I'm reposting this entry from last May, adding another book, and changing the Five Things Posts to Six.
The newest: Surviving Ben's Suicide: A Woman's Journey of Self-Discovery. Written fifteen years after the event, this book chronicles a woman's journey toward coming to terms with the death by suicide of her college boyfriend. She reflects on how difficult it was for her to find anything helpful for a "significant other" ~ someone who loves deeply but is not an "official" part of the family. I will always think of my son's girlfriend as part of our family, but I am sure that she has experiences similar to some of those depicted in this book. What I particularly love about this book is the author's insistence on the importance of memory in shaping how we live our lives ~ an antidote to the silence that surrounds suicide in particular and death in general.
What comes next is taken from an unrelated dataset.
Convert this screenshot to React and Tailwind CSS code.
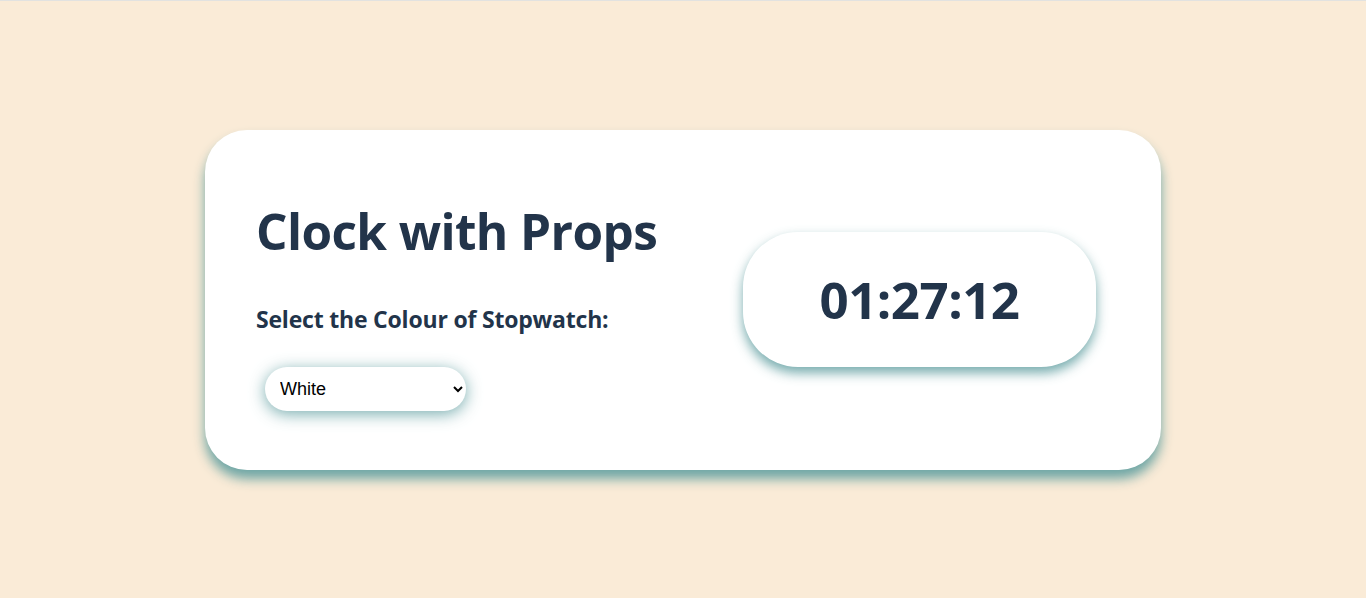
import React, { useState } from "react";

const Clock = ({ time }) => (
  <div className="w-[353px] h-[135px] rounded-[55px] bg-white flex items-center justify-center shadow-[0_6px_12px_rgba(95,158,160,0.85)]">
    <span className="text-[51px] font-bold text-[#22344a] tracking-[-0.5px] leading-none">{time}</span>
  </div>
);

export default function App() {
  const [colour, setColour] = useState("White");

  return (
    <div
      className="min-h-screen bg-[#faebd7] border-t border-[#e2e2e0] flex items-center justify-center"
      style={{ fontFamily: '"Open Sans", "Noto Sans", sans-serif' }}
    >
      <div className="w-[956px] h-[340px] rounded-[42px] bg-white flex items-start justify-between pl-[51px] pr-[65px] pt-[77px] shadow-[0_9px_12px_rgba(95,158,160,0.9)]">
        {/* left column */}
        <div className="flex flex-col items-start">
          <h1 className="text-[49.5px] font-bold text-[#22344a] leading-none tracking-[-0.6px]">
            Clock with Props
          </h1>
          <label className="text-[23px] font-bold text-[#22344a] mt-[52px] leading-none tracking-[-0.2px]">
            Select the Colour of Stopwatch:
          </label>
          <select
            value={colour}
            onChange={(e) => setColour(e.target.value)}
            className="mt-[36px] ml-[9px] w-[201px] h-[44px] rounded-full bg-white pl-[11px] pr-[6px] text-[18px] text-black shadow-[0_3px_16px_rgba(95,158,160,0.85)] outline-none"
            style={{ fontFamily: '"Liberation Sans", Arial, sans-serif', appearance: "auto" }}
          >
            <option>White</option>
            <option>Black</option>
            <option>Red</option>
            <option>Blue</option>
          </select>
        </div>

        {/* right column */}
        <div className="self-center -mt-[77px]">
          <Clock time="01:27:12" />
        </div>
      </div>
    </div>
  );
}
Information about the other sidebar links: Every Child Is Precious. I think it's an essay with some valuable information for those who care for or those who simply care about bereaved parents and siblings.
A Grief Observed is C.S. Lewis's classic work, written after the death of his beloved wife (a story which many know through the movie Shadowlands). It's often been noted that A Grief Observed is a far superior book to his previous, more intellectual work The Problem of Pain, in that he makes no attempt to hide the raw agony experienced when it seems that God simply slams the door on God's way out.
Fierce Good-bye is a website devoted to the experience of suicide survivors. A couple of the pastoral care essays(offered from a variety of faith traditions) are excellent.
Lament for a Son is another classic, a series of short vignettes written by a father whose son died in a mountain-climbing accident. It was the first book several people either recommended or outright bought for me. He doesn't mince words and he addresses both the concrete realities we seldom think about unless we are forced to and the mystery of the baffling world of the bereaved family of a young adult child and brother.
My Son . . . My Son is a book that was given to me by the professor (and now friend of mine) who runs the program in which I am earning a certificate in spiritual direction. The mother who wrote it is a mental health professional who wondered, when she decided to go back to work, whether anyone would want anything to do with a counselor whose own son had died by suicide. Exactly what I wonder, I said, when she handed me the book. Who would ever see me as a pastor or spiritual director now? My friend looked at me and said, I know that's what you're thinking. That's why I'm giving you this book.
No Time To Say Good-Bye is a practical book. It covers a lot of ground and empasizes the importance of support groups. One of the Amazon reviews says that some of the descriptions of suicide are harrowing. I suppose one reaches a point where that becomes a relative term.
I've already linked to some of the Ron Rolheiser columns. He's written a number of them on suicide and so, collected together, they can be a bit repetitive and overwhelming, but his insight into the grief of survivors and the loving God in whom we hope, when we can, is uniquely helpful, at least in my view.